覚書き降り立った頃の思い出

一番最初のログイン、街

私が初めてヴァナに降り立ったときのいちばん強い感情は、わくわくしながらも「恐い」だったことは、はっきりと記憶している。

 

ファーストキャラであるタルタルでは、ウィンダスを所属国に選んだ。「ウィンダス=タルタルの国」という公式設定があったことと、プレイするならタルタルがいいと思っていたからだ。

タルタル、かつシャントットフェイスを選んだ理由は、素直に「可愛いから」だった。それにリアル世界とは程遠い頭身だったことも、ロールプレイングという性質に叶っているように感じたからだ。

ウィンダスに降りたって一番最初のイベントは、泥棒猫だった。何が何やらよく分からないうちにイベントが展開し、チュートリアルにもならないちょっとしたNPCによる案内があった。昔はチュートリアルキャラなんて存在してなかったから、いきなり右も左も分からない中に放り出される感じでスタートした。そういえば始めた当初は「NPC=Non Player Character」という表現すら知らなかったなあ。
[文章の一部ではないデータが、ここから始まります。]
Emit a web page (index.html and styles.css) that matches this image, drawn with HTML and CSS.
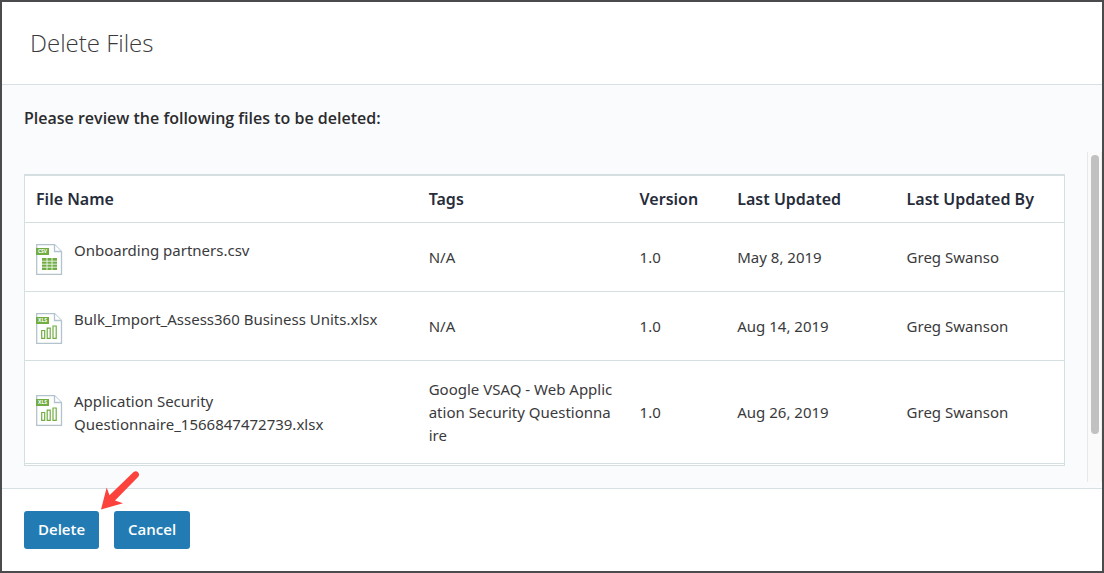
FILE: index.html
```html
<!DOCTYPE html>
<html lang="en">
<head>
    <meta charset="utf-8">
    <title>Delete Files</title>
    <link rel="stylesheet" href="styles.css">
</head>
<body>
    <div class="dialog">
        <header class="dialog-header">
            <h1>Delete Files</h1>
        </header>

        <main class="dialog-body">
            <p class="review-note">Please review the following files to be deleted:</p>
            <div class="scroll-area">
                <table class="file-table">
                    <thead>
                        <tr>
                            <th class="col-name">File Name</th>
                            <th class="col-tags">Tags</th>
                            <th class="col-version">Version</th>
                            <th class="col-updated">Last Updated</th>
                            <th class="col-user">Last Updated By</th>
                        </tr>
                    </thead>
                    <tbody>
                        <tr>
                            <td>
                                <div class="file">
                                    <svg class="file-icon" viewBox="0 0 27 31">
                                        <path class="page" d="M.7 .7H18.500L25.500 7.500V30.300H.7Z"/>
                                        <path class="page" d="M18.500 .7V7.500H25.500"/>
                                        <rect class="fill" x="0" y="4" width="13" height="7"/>
                                        <text class="ext" x="6.500" y="9.300">CSV</text>
                                        <rect class="fill" x="6" y="14" width="15" height="12"/>
                                        <path class="grid" d="M6 17.200H21M6 20.200H21M6 23.200H21M11 14V26M16 14V26"/>
                                    </svg>
                                    <span>Onboarding partners.csv</span>
                                </div>
                            </td>
                            <td class="tags">N/A</td>
                            <td>1.0</td>
                            <td>May 8, 2019</td>
                            <td>Greg Swanso</td>
                        </tr>
                        <tr>
                            <td>
                                <div class="file">
                                    <svg class="file-icon" viewBox="0 0 27 31">
                                        <path class="page" d="M.7 .7H18.500L25.500 7.500V30.300H.7Z"/>
                                        <path class="page" d="M18.500 .7V7.500H25.500"/>
                                        <rect class="fill" x="0" y="4" width="13" height="7"/>
                                        <text class="ext" x="6.500" y="9.300">XLS</text>
                                        <path class="bars" d="M5.700 17.500H8.700V25.300H5.700ZM11.200 15.200H14.200V25.300H11.200ZM17 13H20.200V25.300H17Z"/>
                                    </svg>
                                    <span>Bulk_Import_Assess360 Business Units.xlsx</span>
                                </div>
                            </td>
                            <td class="tags">N/A</td>
                            <td>1.0</td>
                            <td>Aug 14, 2019</td>
                            <td>Greg Swanson</td>
                        </tr>
                        <tr>
                            <td>
                                <div class="file">
                                    <svg class="file-icon" viewBox="0 0 27 31">
                                        <path class="page" d="M.7 .7H18.500L25.500 7.500V30.300H.7Z"/>
                                        <path class="page" d="M18.500 .7V7.500H25.500"/>
                                        <rect class="fill" x="0" y="4" width="13" height="7"/>
                                        <text class="ext" x="6.500" y="9.300">XLS</text>
                                        <path class="bars" d="M5.700 17.500H8.700V25.300H5.700ZM11.200 15.200H14.200V25.300H11.200ZM17 13H20.200V25.300H17Z"/>
                                    </svg>
                                    <span>Application Security Questionnaire_1566847472739.xlsx</span>
                                </div>
                            </td>
                            <td class="tags">Google VSAQ - Web Application Security Questionnaire</td>
                            <td>1.0</td>
                            <td>Aug 26, 2019</td>
                            <td>Greg Swanson</td>
                        </tr>
                    </tbody>
                </table>
                <div class="scroll-track">
                    <div class="scroll-thumb"></div>
                </div>
            </div>
        </main>

        <footer class="dialog-footer">
            <button type="button" class="btn">Delete</button>
            <button type="button" class="btn">Cancel</button>
            <svg class="pointer-arrow" viewBox="0 0 40 40">
                <path d="M33.600 1Q36 -.8 38.200 1.500Q40 3.800 38 6L15 29.500L23 32.200L1 38.500L6.700 16.500L9.500 24.300Z"/>
            </svg>
        </footer>
    </div>
</body>
</html>
```

FILE: styles.css
```css
* {
    box-sizing: border-box;
}

body {
    margin: 0;
    font-family: "Noto Sans", "Open Sans", sans-serif;
    font-size: 15px;
    line-height: 23px;
    color: #3a3a3c;
}

.dialog {
    display: flex;
    flex-direction: column;
    min-height: 100vh;
    border: 2px solid #4b4b4d;
    background-color: white;
}

.dialog-header {
    padding: 24px 28px;
    border-bottom: 1px solid #d7e0e4;
}

h1 {
    margin: 0;
    font-family: "Open Sans", sans-serif;
    font-size: 24px;
    font-weight: 300;
    line-height: 34px;
}

.dialog-body {
    padding: 22px 0 6px 22px;
    background-color: #fafbfd;
}

.review-note {
    margin: 0 0 22px;
    font-family: "Open Sans", sans-serif;
    font-size: 16px;
    font-weight: 600;
    color: #2b2b2d;
}

.scroll-area {
    display: flex;
    justify-content: space-between;
    gap: 22px;
}

.file-table {
    flex: 1;
    margin: 22px 0 16px;
    table-layout: fixed;
    border-collapse: separate;
    border-spacing: 0;
    border: 1px solid #d5dfe2;
    border-top-width: 2px;
    padding-bottom: 1px;
    background-color: white;
}

.file-table th,
.file-table td {
    padding: 16px 12px;
    border-bottom: 1px solid #d5dfe2;
    text-align: left;
    vertical-align: middle;
}

.file-table th {
    padding: 12px 12px 11px;
    font-size: 16px;
    font-weight: 600;
    color: #262c3a;
}

.file-table th:first-child,
.file-table td:first-child {
    padding-left: 11px;
}

.file-table tr:last-child td {
    padding-top: 17px;
}

.col-name {
    width: 37.7%;
}

.col-tags {
    width: 20.3%;
}

.col-version {
    width: 9.4%;
}

.col-updated {
    width: 16.3%;
}

.file-table .tags {
    padding-right: 14px;
    word-break: break-all;
}

.file {
    display: flex;
    align-items: flex-start;
    gap: 11px;
}

.file-icon {
    flex: none;
    width: 27px;
    height: 31px;
    margin-top: 5px;
}

.page {
    fill: white;
    stroke: #b3c3ce;
    stroke-width: 1.3;
}

.fill {
    fill: #71ad43;
}

.grid {
    stroke: white;
    stroke-width: 0.8;
}

.bars {
    fill: none;
    stroke: #71ad43;
    stroke-width: 1.2;
}

.ext {
    fill: white;
    font-size: 5px;
    font-weight: 700;
    text-anchor: middle;
}

.scroll-track {
    flex: none;
    width: 15px;
    padding: 3px;
    border-left: 1px solid #e8e8ea;
    border-right: 1px solid #efeff1;
    background-color: #fafafa;
}

.scroll-thumb {
    width: 8px;
    height: 86%;
    border-radius: 4px;
    background-color: #c1c1c1;
}

.dialog-footer {
    position: relative;
    display: flex;
    flex: 1;
    align-items: flex-start;
    gap: 15px;
    padding: 22px;
    border-top: 1px solid #d7e0e4;
}

.btn {
    padding: 7px 14px 8px;
    border: 0;
    border-radius: 3px;
    background-color: #227cb3;
    color: white;
    font-family: "Open Sans", sans-serif;
    font-size: 15px;
    font-weight: 600;
    line-height: 23px;
    cursor: pointer;
}

/* callout over the Delete button */
.pointer-arrow {
    position: absolute;
    top: -18px;
    left: 98px;
    width: 40px;
    height: 40px;
    fill: #fb423c;
}
```
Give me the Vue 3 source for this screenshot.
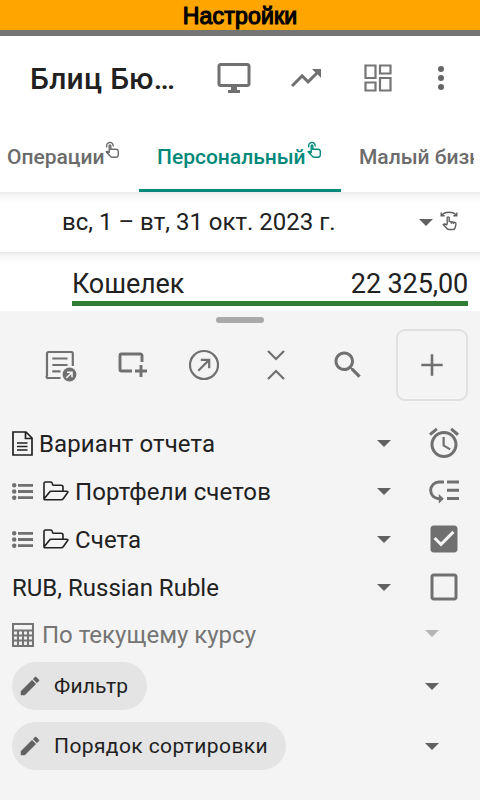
<script setup>
const tabs = [
  { label: 'Операции', cls: 'first', hand: true },
  { label: 'Персональный', cls: 'active', hand: true },
  { label: 'Малый бизнес', cls: 'last', hand: false },
]
const rows = [
  { label: 'Вариант отчета', icon: 'doc', action: 'alarm' },
  { label: 'Портфели счетов', icon: 'folder', action: 'order' },
  { label: 'Счета', icon: 'folder', action: 'checked' },
  { label: 'RUB, Russian Ruble', icon: '', action: 'unchecked' },
]
const chips = [
  { label: 'Фильтр', cls: 'short' },
  { label: 'Порядок сортировки', cls: 'long' },
]
</script>

<template>
  <div class="screen">
    <div class="banner">Настройки</div>
    <div class="status"></div>

    <header class="appbar">
      <h1 class="title">Блиц Бю…</h1>
      <svg class="ic" viewBox="0 0 24 24"><path d="M21 2H3c-1.1 0-2 .9-2 2v12c0 1.1.9 2 2 2h7v2H8v2h8v-2h-2v-2h7c1.1 0 2-.9 2-2V4c0-1.1-.9-2-2-2zm0 14H3V4h18v12z" /></svg>
      <svg class="ic" viewBox="0 0 24 24"><path d="M16 6l2.29 2.29-4.88 4.88-4-4L2 16.59 3.41 18l6-6 4 4 6.3-6.29L22 12V6z" /></svg>
      <svg class="ic dash" viewBox="0 0 36 36"><path d="M5.500 5.500h10v12.500h-10zM20 5.500h10.500v8h-10.500zM5.500 22.500h10v8h-10zM20 18h10.500v12.500h-10.500z" /></svg>
      <svg class="ic more" viewBox="0 0 24 24"><circle cx="12" cy="6" r="2" /><circle cx="12" cy="12" r="2" /><circle cx="12" cy="18" r="2" /></svg>
    </header>

    <nav class="tabs">
      <div v-for="t in tabs" :key="t.label" class="tab" :class="t.cls">
        <span>{{ t.label }}</span>
        <svg v-if="t.hand" class="hand" viewBox="0 0 14 18">
          <path d="M2 6.300A3.300 3.300 0 1 1 8.100 5.500M4.200 12V4.600q.8-1.200 1.600 0V8.200H11.300q2 .2 2 2v3.600q0 2.400-2.200 2.400H7.200Q5.800 16 4.900 14.800L1.200 10.800q1-.8 3 1" />
        </svg>
      </div>
    </nav>

    <section class="period">
      <span class="period-text">вс, 1 – вт, 31 окт. 2023 г.</span>
      <svg class="caret" viewBox="0 0 14 7"><path d="M0 0h14L7 7z" /></svg>
      <svg class="swipe" viewBox="0 0 18 20">
        <path d="M1.200 1.500v3.300h3.500M16.800 1.500v3.300h-3.500M1.500 4.400Q4 1.200 9 1.200t7.500 3.200M7.200 13.500V6.500q1-1.300 2 0V10.500l5.800 1q1 .3 1 1.500l-.8 3.500q-.5 2-2 2H9q-1.300 0-2-1L3.200 13.600q1-1.300 4 .6M11.300 11v1.800M13.400 11.400v1.600" />
      </svg>
    </section>

    <section class="wallet">
      <div class="wallet-line"><span>Кошелек</span><span>22 325,00</span></div>
    </section>

    <section class="sheet">
      <div class="handle"></div>
      <div class="tools">
        <svg class="ic" viewBox="0 0 36 36">
          <g class="st"><path d="M30.800 19V6.500a1.500 1.500 0 0 0-1.500-1.500H6.500A1.500 1.500 0 0 0 5 6.500v22A1.500 1.500 0 0 0 6.500 31H18.500" /><path d="M10.300 11.500H25.500M10.300 18H25.500M10.300 24.300H18.500" /></g>
          <circle cx="27.500" cy="27.500" r="6.900" /><path class="cut" d="M24.300 31l5-5M25 25.200h5v5" />
        </svg>
        <svg class="ic" viewBox="0 0 36 36"><path class="st thick" d="M18 24H7.500A1.500 1.500 0 0 1 6 22.500V8.500A1.500 1.500 0 0 1 7.500 7h19A1.500 1.500 0 0 1 28 8.500V15M21 24h12M27 18v12" /></svg>
        <svg class="ic" viewBox="0 0 36 36"><g class="st"><circle cx="18" cy="18" r="14" /><path d="M12.300 23.700L23 13M14.800 12.800h8.400V21.200" /></g></svg>
        <svg class="ic" viewBox="0 0 36 36"><path class="st" d="M10 4l8 8 8-8M10 32l8-8 8 8" /></svg>
        <svg class="ic" viewBox="0 0 24 24"><path d="M15.500 14h-.79l-.28-.27C15.410 12.590 16 11.110 16 9.500 16 5.910 13.090 3 9.500 3S3 5.910 3 9.500 5.910 16 9.500 16c1.610 0 3.090-.59 4.230-1.570l.27.28v.79l5 4.990L20.490 19l-4.990-5zm-6 0C7.010 14 5 11.990 5 9.500S7.010 5 9.500 5 14 7.010 14 9.500 11.990 14 9.500 14z" /></svg>
        <button class="add"><svg viewBox="0 0 22 22"><path d="M11 0.300v21.400M0.300 11h21.400" /></svg></button>
      </div>

      <div v-for="r in rows" :key="r.label" class="row" :class="{ plain: !r.icon }">
        <svg v-if="r.icon === 'doc'" class="doc" viewBox="0 0 21 25"><path d="M1 1h13l6 6v17h-19zM13.500 1v6.500h6.500M5 12h10.500M5 15.500h10.500M5 19h10.500" /></svg>
        <template v-if="r.icon === 'folder'">
          <svg class="list" viewBox="0 0 21 17"><g><circle cx="2.200" cy="2.300" r="2.200" /><circle cx="2.200" cy="8.500" r="2.200" /><circle cx="2.200" cy="14.700" r="2.200" /></g><path d="M6 .9h15v2.800H6zM6 7.100h15v2.800H6zM6 13.300h15v2.800H6z" /></svg>
          <svg class="folder" viewBox="0 0 26 20"><path d="M1 18V2.500Q1 1 2.500 1h5.200q1.300 0 1.600 1.500l.2.800q.2.900 1.300.9h7.200q2 0 2 2v3.600M1 18l5.600-7q.5-.8 1.500-.8h15.400q2.200 0 1 1.600l-4.300 6q-.7 1-2 1H2.200Q1 18.800 1 18z" /></svg>
        </template>
        <span class="label">{{ r.label }}</span>
        <svg class="caret" viewBox="0 0 14 7"><path d="M0 0h14L7 7z" /></svg>
        <svg v-if="r.action === 'alarm'" class="ic act" viewBox="0 0 24 24"><path d="M22 5.720l-4.600-3.860-1.290 1.530 4.600 3.860L22 5.720zM7.880 3.390L6.600 1.860 2 5.710l1.290 1.530 4.590-3.850zM12.500 8H11v6l4.750 2.850.75-1.230-4-2.370V8zM12 4c-4.970 0-9 4.030-9 9s4.020 9 9 9c4.970 0 9-4.030 9-9s-4.030-9-9-9zm0 16c-3.870 0-7-3.130-7-7s3.130-7 7-7 7 3.130 7 7-3.130 7-7 7z" /></svg>
        <svg v-if="r.action === 'order'" class="ic act" viewBox="0 -1.5 36 36"><path d="M21 6h12v3H21zM21 14.200h12v3H21zM21 22.400h12v3H21zM12.800 19.500l5 4.700-5 4.700z" /><path class="st thick" d="M18 7.500h-5a8.350 8.350 0 0 0 0 16.700h1.500" /></svg>
        <svg v-if="r.action === 'checked'" class="ic act" viewBox="0 0 24 24"><path d="M19 3H5c-1.110 0-2 .9-2 2v14c0 1.100.89 2 2 2h14c1.110 0 2-.9 2-2V5c0-1.100-.89-2-2-2zm-9 14l-5-5 1.410-1.410L10 14.170l7.590-7.590L19 8l-9 9z" /></svg>
        <svg v-if="r.action === 'unchecked'" class="ic act" viewBox="0 0 24 24"><path d="M19 5v14H5V5h14m0-2H5c-1.100 0-2 .9-2 2v14c0 1.100.9 2 2 2h14c1.100 0 2-.9 2-2V5c0-1.100-.9-2-2-2z" /></svg>
      </div>

      <div class="row rate">
        <svg class="calc" viewBox="0 0 22 24"><path d="M1 1h20v22H1zM1 7.500h20M1 12.500h20M1 17.500h20M6 7.500V23M11 7.500V23M16 7.500V23" /></svg>
        <span class="label">По текущему курсу</span>
        <svg class="caret" viewBox="0 0 14 7"><path d="M0 0h14L7 7z" /></svg>
      </div>

      <div v-for="c in chips" :key="c.label" class="chip-row">
        <div class="chip" :class="c.cls">
          <svg viewBox="0 0 24 24"><path d="M3 17.250V21h3.750L17.810 9.940l-3.750-3.750L3 17.250zM20.710 7.040c.39-.39.39-1.020 0-1.410l-2.340-2.340c-.39-.39-1.020-.39-1.410 0l-1.830 1.830 3.750 3.750 1.830-1.830z" /></svg>
          <span>{{ c.label }}</span>
        </div>
        <svg class="caret" viewBox="0 0 14 7"><path d="M0 0h14L7 7z" /></svg>
      </div>
    </section>
  </div>
</template>

<style>
body { margin: 0; background: #fff; }
</style>

<style scoped>
.screen { width: 480px; height: 800px; overflow: hidden; display: flex; flex-direction: column; background: #fff; font-family: Roboto, sans-serif; color: #212121; white-space: nowrap; }
.screen * { box-sizing: border-box; }
svg { flex: none; display: block; fill: #707070; }
.banner { height: 30px; flex: none; background: #ffa500; color: #000; font: 23px/32px "Liberation Sans", sans-serif; letter-spacing: .2px; text-align: center; -webkit-text-stroke: 1.2px #000; }
.status { height: 6px; flex: none; background: #757575; }
.ic { width: 36px; height: 36px; }
.appbar { height: 84px; flex: none; display: flex; align-items: center; gap: 36px; padding-left: 30px; }
.title { margin: 1px 5px 0 0; width: 145px; font-size: 30px; font-weight: 500; line-height: 36px; letter-spacing: .3px; }
.dash { fill: none; stroke: #757575; stroke-width: 2.200; }
.more { margin-left: -9px; fill: #666; }
.tabs { height: 72px; flex: none; display: flex; width: 474px; overflow: hidden; font-size: 21px; font-weight: 500; color: #6b6b6b; }
.tab { display: flex; align-items: center; flex: none; padding-top: 2px; }
.first { width: 139px; padding-left: 7px; }
.active { width: 202px; padding-left: 18px; padding-top: 5px; color: #00897b; border-bottom: 3px solid #00897b; }
.last { padding-left: 18px; }
.hand { width: 14px; height: 18px; margin: -14px 0 0 1px; fill: none; stroke: #6b6b6b; stroke-width: 1.400; }
.active .hand { stroke: #00897b; }
.period { height: 60px; flex: none; display: flex; align-items: center; padding-left: 62px; font-size: 24px; background: linear-gradient(#ececec, #f7f7f7 4px, #fff 11px); }
.period-text { width: 357px; }
.caret { width: 14px; height: 7px; fill: #616161; }
.swipe { width: 18px; height: 20px; margin: -2px 0 0 7px; fill: none; stroke: #616161; stroke-width: 1.400; }
.wallet { height: 59px; flex: none; padding: 14px 12px 0 72px; background: linear-gradient(#e8e8e8, #f7f7f7 4px, #fff 11px); }
.wallet-line { height: 40px; display: flex; justify-content: space-between; font-size: 27px; line-height: 36px; letter-spacing: -.12px; border-bottom: 5px solid #2e7d32; }
.sheet { height: 489px; flex: none; background: #f4f4f4; padding: 6px 12px 0; }
.handle { width: 48px; height: 6px; border-radius: 3px; background: #aaa; margin: 0 auto; }
.tools { height: 96px; display: flex; gap: 36px; align-items: center; padding: 0 0 12px 30px; }
.st { fill: none; stroke: #707070; stroke-width: 2.200; }
.thick { stroke-width: 2.900; }
.cut { fill: none; stroke: #f4f4f4; stroke-width: 1.600; }
.add { width: 72px; height: 72px; flex: none; margin-left: -6px; border: 2px solid #e0e0e0; border-radius: 9px; background: #f4f4f4; display: flex; align-items: center; justify-content: center; padding: 0; }
.add svg { width: 22px; height: 22px; stroke: #707070; stroke-width: 2.600; }
.row { height: 48px; display: flex; align-items: center; font-size: 24px; }
.row .caret { margin-top: 1px; }
.label { flex: 1; padding-top: 1px; letter-spacing: .1px; }
.plain .label { letter-spacing: 0; }
.act { margin: 0 6px 0 35px; }
.doc { width: 21px; height: 25px; margin: 0 6px 0 0; fill: none; stroke: #212121; stroke-width: 1.700; }
.list { width: 21px; height: 17px; }
.folder { width: 26px; height: 20px; margin: -1px 6px 0 10px; fill: none; stroke: #212121; stroke-width: 1.600; }
.rate { height: 45px; color: #757575; padding: 2px 29px 0 0; }
.rate .caret { fill: #b5b5b5; margin-top: -3px; }
.rate .label { padding-top: 0; letter-spacing: 0; }
.calc { width: 22px; height: 24px; margin-right: 8px; fill: none; stroke: #757575; stroke-width: 2.100; }
.chip-row { height: 60px; display: flex; align-items: center; justify-content: space-between; padding-right: 29px; }
.chip { height: 48px; display: flex; align-items: center; gap: 12px; padding-left: 6px; border-radius: 24px; background: #e4e4e4; font-size: 21px; letter-spacing: .4px; }
.chip svg { width: 24px; height: 24px; fill: #616161; stroke: #616161; stroke-width: .5; }
.short { width: 135px; letter-spacing: .2px; }
.long { width: 274px; }
</style>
当時のFF11は、ゲーム内で基礎知識やら操作方法やらを説明されることがまったく無く、自分で分厚いマニュアルを読み解いて、少しずつそれらを覚えていかなければいけなかった。ゲームを進めながら、出会ったプレイヤーに「これはこうするんだよ」と教えられるようなことも珍しくなかった。

FF11の操作の煩雑さと複雑さ、独特の決まり事は、本当に大量にあったから、今一からこのレベルのゲームを始めろと言われても、まあ無理だと思う。「快適にプレイする為に覚えること」が、とにかくものすごく多かった。ゲームの操作的な部分以外でも、MMOというのはまさしく「生きて変化してゆく世界」だから、ローカルルールやプレイヤー間で発生した独自の決まり事、果ては文化、というものまで歴然と存在した。今思うと、それらはまさに「ヴァーチャルリアリティ」だった。

 

そんな膨大な知識やら何やらは、当然最初からは何も身についていないし、ここはそんな膨大なスケールがある世界だということすら、初めてヴァナに降り立った頃の自分は知らない。

最初にウィンダス港に降り立った私の分身たるタルタルは、自由に動けるようになると、とにかくモグハウスを探してまっしぐらに駆け込んだ。操作方法がまったく分からないこと、チャットすら満足にできない状態で、あたりをうろつくのが恐かったのだ。

そのあたりにいるキャラの「中身」がリアルなプレイヤー、「どこかにいる誰か」であることが、いざ目の前にしてみたら、ちょっと情報を消化しきれないほど、ただただ衝撃的だった。

せめてチャットくらいできるようになってから。と思って、あれこれいじってるうちに、初日のログインは終わってしまった。